Roche lung cancer treatments perform

Roche has revealed promising trial data from two lung cancer treatments with one improving survival and the other shrinking tumours.

Its experimental immunotherapy MPDL3280A has been shown to double the likelihood of survival compared with chemotherapy in people with a specific type of lung cancer.

It is in a new drug class that is designed to help the body’s immune system fight cancer by stopping a protein known as Programmed Death receptor (PD-1), or a related target known as PD-L1.

Phase II results from the trial of 287 patients with previously treated non-small cell lung cancer (NSCLC), showed that the immunotherapy reduced the risk of death by more than half in those with the highest levels of the biomarker – compared with those treated by chemotherapy.

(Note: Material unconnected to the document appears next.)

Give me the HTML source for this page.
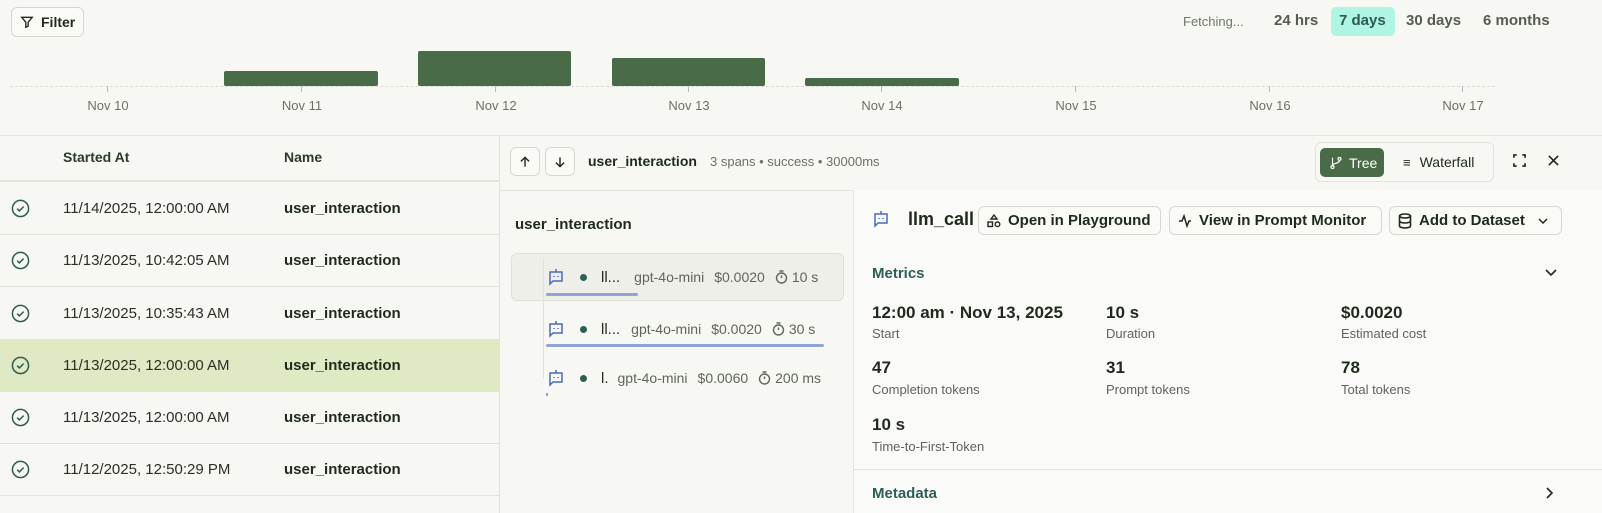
<!DOCTYPE html><html><head><style>
*{margin:0;padding:0;box-sizing:border-box}
body{width:1602px;height:513px;overflow:hidden;background:#f7f7f3;font-family:"Liberation Sans",sans-serif;color:#1f2a1c;position:relative}
.a{position:absolute}
.btn{position:absolute;border:1px solid #d6d8d0;border-radius:6px;background:#fafaf7;font-weight:bold;font-size:15px;display:flex;align-items:center;gap:7px;padding:0 8px;color:#1f2a1c}
.lbl{position:absolute;top:98px;font-size:13px;color:#6b7266;transform:translateX(-50%)}
.tick{position:absolute;top:86px;width:1px;height:6px;background:#bbb}
.bar{position:absolute;background:#4a6b47;border-radius:2px}
.row{position:absolute;left:0;width:499px;height:52px;border-bottom:1px solid #e2e3dd;font-size:15px}
.row .d{position:absolute;left:63px;top:17px;color:#2a2f28}
.row .n{position:absolute;left:284px;top:17px;font-weight:bold}
.row svg{position:absolute;left:11px;top:16px}
.m{position:absolute;font-size:17px;font-weight:bold}
.ml{position:absolute;font-size:13px;color:#5d665a}
.span{position:absolute;font-size:14px;color:#5d665a;display:flex;align-items:center}
.tm{display:inline-flex;align-items:center;gap:4px}
</style></head><body>
<div class="btn" style="left:11px;top:7px;height:30px;font-size:14px"><svg width="14" height="14" viewBox="0 0 24 24" fill="none" stroke="#1f2a1c" stroke-width="2.3"><path d="M3 4h18l-7 8.5V19l-4 2v-8.5z"/></svg>Filter</div>
<div class="a" style="left:1183px;top:14px;font-size:13px;color:#6b7a66">Fetching...</div>
<div class="a" style="left:1274px;top:12px;font-size:15px;font-weight:bold;color:#555c52">24 hrs</div>
<div class="a" style="left:1331px;top:7px;width:64px;height:29px;background:#aef5e4;border-radius:5px"></div>
<div class="a" style="left:1339px;top:12px;font-size:15px;font-weight:bold;color:#2e5a50">7 days</div>
<div class="a" style="left:1406px;top:12px;font-size:15px;font-weight:bold;color:#555c52">30 days</div>
<div class="a" style="left:1483px;top:12px;font-size:15px;font-weight:bold;color:#555c52">6 months</div>
<div class="a" style="left:10px;top:86px;width:1485px;border-top:1px dashed #dcdcd6"></div>
<div class="bar" style="left:224px;top:71px;width:154px;height:15px"></div>
<div class="bar" style="left:418px;top:51px;width:153px;height:35px"></div>
<div class="bar" style="left:612px;top:58px;width:153px;height:28px"></div>
<div class="bar" style="left:805px;top:78px;width:154px;height:8px"></div>
<div class="tick" style="left:107px"></div><div class="tick" style="left:301px"></div><div class="tick" style="left:495px"></div><div class="tick" style="left:688px"></div><div class="tick" style="left:881px"></div><div class="tick" style="left:1075px"></div><div class="tick" style="left:1269px"></div><div class="tick" style="left:1462px"></div>
<div class="lbl" style="left:108px">Nov 10</div><div class="lbl" style="left:302px">Nov 11</div><div class="lbl" style="left:496px">Nov 12</div><div class="lbl" style="left:689px">Nov 13</div><div class="lbl" style="left:882px">Nov 14</div><div class="lbl" style="left:1076px">Nov 15</div><div class="lbl" style="left:1270px">Nov 16</div><div class="lbl" style="left:1463px">Nov 17</div>
<div class="a" style="left:0;top:135px;width:1602px;border-top:1px solid #e2e3dd"></div>
<div class="a" style="left:0;top:135px;width:499px;height:47px;border-bottom:2px solid #e2e3dd"></div>
<div class="a" style="left:63px;top:149px;font-size:14px;font-weight:bold;color:#2d3a2a">Started At</div>
<div class="a" style="left:284px;top:149px;font-size:14px;font-weight:bold;color:#2d3a2a">Name</div>
<div class="a" style="left:499px;top:135px;width:1px;height:378px;background:#e2e3dd"></div>
<div class="row" style="top:183px"><svg width="19" height="19" viewBox="0 0 20 20" fill="none" stroke="#2e5e55" stroke-width="1.6"><circle cx="10" cy="10" r="8.5"/><path d="M6.5 10.2l2.3 2.3 4.5-4.5"/></svg><span class="d">11/14/2025, 12:00:00 AM</span><span class="n">user_interaction</span></div>
<div class="row" style="top:235px"><svg width="19" height="19" viewBox="0 0 20 20" fill="none" stroke="#2e5e55" stroke-width="1.6"><circle cx="10" cy="10" r="8.5"/><path d="M6.5 10.2l2.3 2.3 4.5-4.5"/></svg><span class="d">11/13/2025, 10:42:05 AM</span><span class="n">user_interaction</span></div>
<div class="row" style="top:288px"><svg width="19" height="19" viewBox="0 0 20 20" fill="none" stroke="#2e5e55" stroke-width="1.6"><circle cx="10" cy="10" r="8.5"/><path d="M6.5 10.2l2.3 2.3 4.5-4.5"/></svg><span class="d">11/13/2025, 10:35:43 AM</span><span class="n">user_interaction</span></div>
<div class="row" style="top:340px;background:#dfe9c4"><svg width="19" height="19" viewBox="0 0 20 20" fill="none" stroke="#2e5e55" stroke-width="1.6"><circle cx="10" cy="10" r="8.5"/><path d="M6.5 10.2l2.3 2.3 4.5-4.5"/></svg><span class="d">11/13/2025, 12:00:00 AM</span><span class="n">user_interaction</span></div>
<div class="row" style="top:392px"><svg width="19" height="19" viewBox="0 0 20 20" fill="none" stroke="#2e5e55" stroke-width="1.6"><circle cx="10" cy="10" r="8.5"/><path d="M6.5 10.2l2.3 2.3 4.5-4.5"/></svg><span class="d">11/13/2025, 12:00:00 AM</span><span class="n">user_interaction</span></div>
<div class="row" style="top:444px"><svg width="19" height="19" viewBox="0 0 20 20" fill="none" stroke="#2e5e55" stroke-width="1.6"><circle cx="10" cy="10" r="8.5"/><path d="M6.5 10.2l2.3 2.3 4.5-4.5"/></svg><span class="d">11/12/2025, 12:50:29 PM</span><span class="n">user_interaction</span></div>
<div class="btn" style="left:510px;top:147px;width:30px;height:29px;justify-content:center;padding:0"><svg width="14" height="14" viewBox="0 0 24 24" fill="none" stroke="#1f2a1c" stroke-width="2.4"><path d="M12 20V4M5 11l7-7 7 7"/></svg></div>
<div class="btn" style="left:545px;top:147px;width:30px;height:29px;justify-content:center;padding:0"><svg width="14" height="14" viewBox="0 0 24 24" fill="none" stroke="#1f2a1c" stroke-width="2.4"><path d="M12 4v16M5 13l7 7 7-7"/></svg></div>
<div class="a" style="left:588px;top:153px;font-size:14px;font-weight:bold">user_interaction</div>
<div class="a" style="left:710px;top:154px;font-size:13px;color:#6b7266">3 spans • success • 30000ms</div>
<div class="a" style="left:1315px;top:142px;width:179px;height:40px;border:1px solid #e2e3dd;border-radius:6px"></div>
<div class="a" style="left:1320px;top:148px;width:64px;height:29px;background:#4a6b47;border-radius:5px;color:#fff;font-size:14px;display:flex;align-items:center;gap:6px;padding-left:9px"><svg width="14" height="14" viewBox="0 0 24 24" fill="none" stroke="#fff" stroke-width="2"><circle cx="6" cy="19" r="2.5"/><circle cx="18" cy="5" r="2.5"/><path d="M6 3v13.5M18 7.5c0 6-12 4-12 9"/></svg>Tree</div>
<div class="a" style="left:1403px;top:154px;font-size:14px;display:flex;align-items:center;gap:9px"><span style="font-size:13px">≡</span>Waterfall</div>
<svg class="a" style="left:1513px;top:154px" width="13" height="13" viewBox="0 0 14 14" fill="none" stroke="#1f2a1c" stroke-width="1.8"><path d="M1 4V1h3M10 1h3v3M13 10v3h-3M4 13H1v-3"/></svg>
<svg class="a" style="left:1548px;top:155px" width="11" height="11" viewBox="0 0 12 12" stroke="#1f2a1c" stroke-width="1.8"><path d="M1 1l10 10M11 1L1 11"/></svg>
<div class="a" style="left:500px;top:190px;width:1102px;border-top:1px solid #e2e3dd"></div>
<div class="a" style="left:853px;top:190px;width:749px;height:323px;background:#fafaf8;border-left:1px solid #e2e3dd"></div>
<div class="a" style="left:515px;top:216px;font-size:15px;font-weight:bold">user_interaction</div>
<div class="a" style="left:511px;top:253px;width:333px;height:48px;background:#efefea;border:1px solid #e0e1db;border-radius:6px"></div>
<div class="a" style="left:543px;top:259px;width:1px;height:120px;background:#e0e1db"></div>
<div class="a" style="left:546px;top:293px;width:92px;height:3px;background:#8fa5d6;border-radius:2px"></div>
<div class="a" style="left:546px;top:344px;width:278px;height:3px;background:#8fa5d6;border-radius:2px"></div>
<div class="a" style="left:546px;top:393px;width:2px;height:3px;background:#8fa5d6"></div>
<div class="span" style="left:547px;top:268px"><svg width="18" height="18" viewBox="0 0 18 18" fill="none" stroke="#4a6ac0" stroke-width="1.5"><path d="M9 1v3M3 4h12v9H6l-3 3z"/><path d="M7 8v1M11 8v1"/></svg><span style="margin-left:15px;width:7px;height:7px;border-radius:50%;background:#2e5e55;display:inline-block"></span><span style="margin-left:14px;font-size:15px;color:#1f2a1c">ll...</span><span style="margin-left:14px">gpt-4o-mini</span><span style="margin-left:10px">$0.0020</span><span class="tm" style="margin-left:10px"><svg width="13" height="14" viewBox="0 0 13 14" fill="none" stroke="#5d665a" stroke-width="1.4"><circle cx="6.5" cy="8" r="5"/><path d="M4.5 1h4M6.5 8V5.5"/></svg>10 s</span></div>
<div class="span" style="left:547px;top:320px"><svg width="18" height="18" viewBox="0 0 18 18" fill="none" stroke="#4a6ac0" stroke-width="1.5"><path d="M9 1v3M3 4h12v9H6l-3 3z"/><path d="M7 8v1M11 8v1"/></svg><span style="margin-left:15px;width:7px;height:7px;border-radius:50%;background:#2e5e55;display:inline-block"></span><span style="margin-left:14px;font-size:15px;color:#1f2a1c">ll...</span><span style="margin-left:11px">gpt-4o-mini</span><span style="margin-left:10px">$0.0020</span><span class="tm" style="margin-left:10px"><svg width="13" height="14" viewBox="0 0 13 14" fill="none" stroke="#5d665a" stroke-width="1.4"><circle cx="6.5" cy="8" r="5"/><path d="M4.5 1h4M6.5 8V5.5"/></svg>30 s</span></div>
<div class="span" style="left:547px;top:369px"><svg width="18" height="18" viewBox="0 0 18 18" fill="none" stroke="#4a6ac0" stroke-width="1.5"><path d="M9 1v3M3 4h12v9H6l-3 3z"/><path d="M7 8v1M11 8v1"/></svg><span style="margin-left:15px;width:7px;height:7px;border-radius:50%;background:#2e5e55;display:inline-block"></span><span style="margin-left:14px;font-size:15px;color:#1f2a1c">l.</span><span style="margin-left:9px">gpt-4o-mini</span><span style="margin-left:10px">$0.0060</span><span class="tm" style="margin-left:10px"><svg width="13" height="14" viewBox="0 0 13 14" fill="none" stroke="#5d665a" stroke-width="1.4"><circle cx="6.5" cy="8" r="5"/><path d="M4.5 1h4M6.5 8V5.5"/></svg>200 ms</span></div>
<svg class="a" style="left:872px;top:210px" width="18" height="18" viewBox="0 0 18 18" fill="none" stroke="#4a6ac0" stroke-width="1.5"><path d="M9 1v3M3 4h12v9H6l-3 3z"/><path d="M7 8v1M11 8v1"/></svg>
<div class="a" style="left:908px;top:209px;font-size:18px;font-weight:bold">llm_call</div>
<div class="btn" style="left:978px;top:206px;height:29px;width:183px"><svg width="14" height="14" viewBox="0 0 14 14" fill="none" stroke="#1f2a1c" stroke-width="1.4"><path d="M7 1l3 4H4z"/><rect x="1" y="8" width="4.5" height="4.5"/><circle cx="10.5" cy="10.3" r="2.3"/></svg>Open in Playground</div>
<div class="btn" style="left:1169px;top:206px;height:29px;width:213px"><svg width="14" height="14" viewBox="0 0 14 14" fill="none" stroke="#1f2a1c" stroke-width="1.5"><path d="M1 7h3l2-5 3 10 2-5h2"/></svg>View in Prompt Monitor</div>
<div class="btn" style="left:1389px;top:206px;height:29px;width:173px"><svg width="14" height="16" viewBox="0 0 14 16" fill="none" stroke="#1f2a1c" stroke-width="1.6"><ellipse cx="7" cy="3" rx="5.5" ry="2"/><path d="M1.5 3v10c0 1.1 2.5 2 5.5 2s5.5-.9 5.5-2V3M1.5 8c0 1.1 2.5 2 5.5 2s5.5-.9 5.5-2"/></svg>Add to Dataset <svg style="margin-left:6px" width="10" height="6" viewBox="0 0 10 6" fill="none" stroke="#1f2a1c" stroke-width="1.5"><path d="M1 1l4 4 4-4"/></svg></div>
<div class="a" style="left:872px;top:265px;font-size:15px;font-weight:bold;color:#2e5e55">Metrics</div>
<svg class="a" style="left:1545px;top:269px" width="12" height="8" viewBox="0 0 12 8" fill="none" stroke="#1f2a1c" stroke-width="1.6"><path d="M1 1l5 5 5-5"/></svg>
<div class="m" style="left:872px;top:303px">12:00 am · Nov 13, 2025</div><div class="ml" style="left:872px;top:326px">Start</div>
<div class="m" style="left:1106px;top:303px">10 s</div><div class="ml" style="left:1106px;top:326px">Duration</div>
<div class="m" style="left:1341px;top:303px">$0.0020</div><div class="ml" style="left:1341px;top:326px">Estimated cost</div>
<div class="m" style="left:872px;top:358px">47</div><div class="ml" style="left:872px;top:382px">Completion tokens</div>
<div class="m" style="left:1106px;top:358px">31</div><div class="ml" style="left:1106px;top:382px">Prompt tokens</div>
<div class="m" style="left:1341px;top:358px">78</div><div class="ml" style="left:1341px;top:382px">Total tokens</div>
<div class="m" style="left:872px;top:415px">10 s</div><div class="ml" style="left:872px;top:439px">Time-to-First-Token</div>
<div class="a" style="left:854px;top:469px;width:748px;border-top:1px solid #e2e3dd"></div>
<div class="a" style="left:872px;top:485px;font-size:15px;font-weight:bold;color:#2e5e55">Metadata</div>
<svg class="a" style="left:1546px;top:487px" width="8" height="12" viewBox="0 0 8 12" fill="none" stroke="#1f2a1c" stroke-width="1.6"><path d="M1 1l5 5-5 5"/></svg>
</body></html>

“In our study of MPDL3280A in previously treated lung cancer, the amount of PD-L1 expressed by a person’s cancer correlated with improvement in survival,” says Sandra Horning, chief medical officer and head of Roche’s product development.

Roche says MPDL3280A – that has been granted a breakthrough therapy status by the FDA – is being studied for treatment in a range of different cancer types.

“The goal of PD-L1 as a biomarker is to identify people most likely to experience improved overall survival with MPDL3280A alone and which people may be appropriate candidates for a combination of medicines.”

Meanwhile the Swiss firm will be celebrating that in trials its oral ALK inhibitor alectinib has been shown to shrink tumours in patients with advanced lung cancer (with a specific gene mutation) who had stopped responding to Xalkori (crizotinib) – another drug in the same class.

Currently Pfizer’s Xalkori is approved for patients with advanced NSCLC with a mutation of the ALK gene, which is found in around 4% of NSCLC cases.

Roche says its alectinib is able to cross the blood-brain barrier – an important benefit for lung cancer, which often spreads to the brain. It also carries the FDA breakthrough therapy status.

“Cancer spreads to the brain in about half of people with ALK-positive lung cancer, and these studies suggest that alectinib can shrink tumours in people with this difficult-to-treat disease,” says Horning.

“We plan to submit these data to the FDA this year to support alectinib as a potential new option for people whose advanced ALK-positive lung cancer progressed on crizotinib.”